The others lingered in to the room, a few tardy pupils - lost on their first day.  A brilliant, multi-lingual young lady from France, a foreign exchange student from China, and a newly married gal from Louisiana, working in research that was far too scientifically complex for me to understand, or explain here. 

I followed along studiously in my workbook, and tried my best to repeat after Lioz with the "chhhhh" hacking pronunciation and the guttural rolling of the "r"s.  He guaranteed us it would get easier with time, and I could see the Chinese girl's mental eye roll at that statement.

Hebrew homework

Since that first day, I've come a long way.  And Lioz (our teacher) was right - my pronunciation has gotten significantly better, or so I'd like to think.  And our group in 'Level 1' grew a bit to include some other wonderful characters.  We bonded and became our own little Motley crew - sharing our vastly different stories and backgrounds, and appreciating the fact that they all brought us to the same little classroom.

Our Motley crew...including our Skype-in student, and our mascot, Pebbles

I've always been a good student (a true nerd - ask any of my high school friends) and it was refreshing and natural to be back at a desk, repeating after my teacher and noting my homework, rather than staring down a computer and punching functions into Excel.  I am so thankful for the opportunity to be a student be learning and challenging myself.  I'm trying to exude "Sponge Bob" now...absorbing as much Hebrew as I can, listening to nearly incomprehensible TV, and speaking (mostly to myself) in Hebrew.
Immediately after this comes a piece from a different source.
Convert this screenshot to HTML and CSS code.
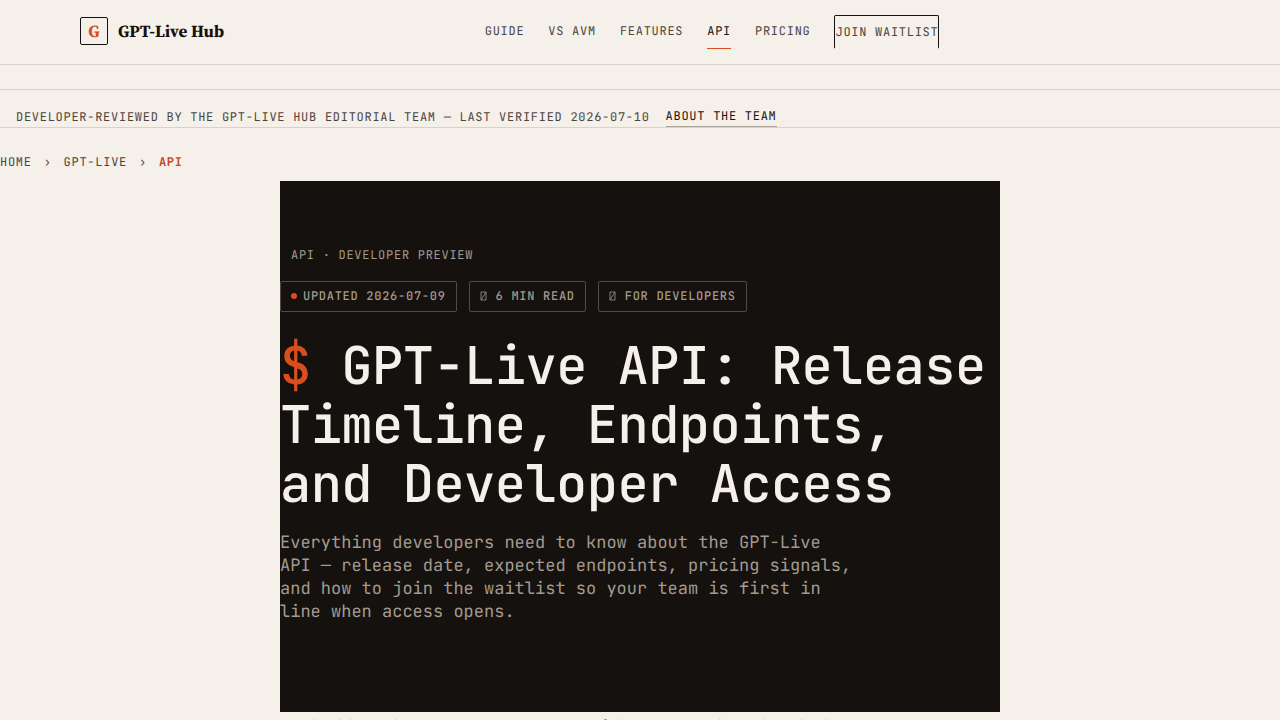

Learning isn't requires you to stretch your mind, expand your horizons, and free up brain space to accept new information.  But it's so enriching!  Today I challenge you to open yourself up to learn something new.  Sign up for that cooking class you've always wanted to take, or the computer skills course, or youtube a piano lesson on a song you've wanted to learn to play (impressively, my brother taught himself how to play piano with this method).  Whatever the commitment is, be it big or small, open yourself up to discovering something new.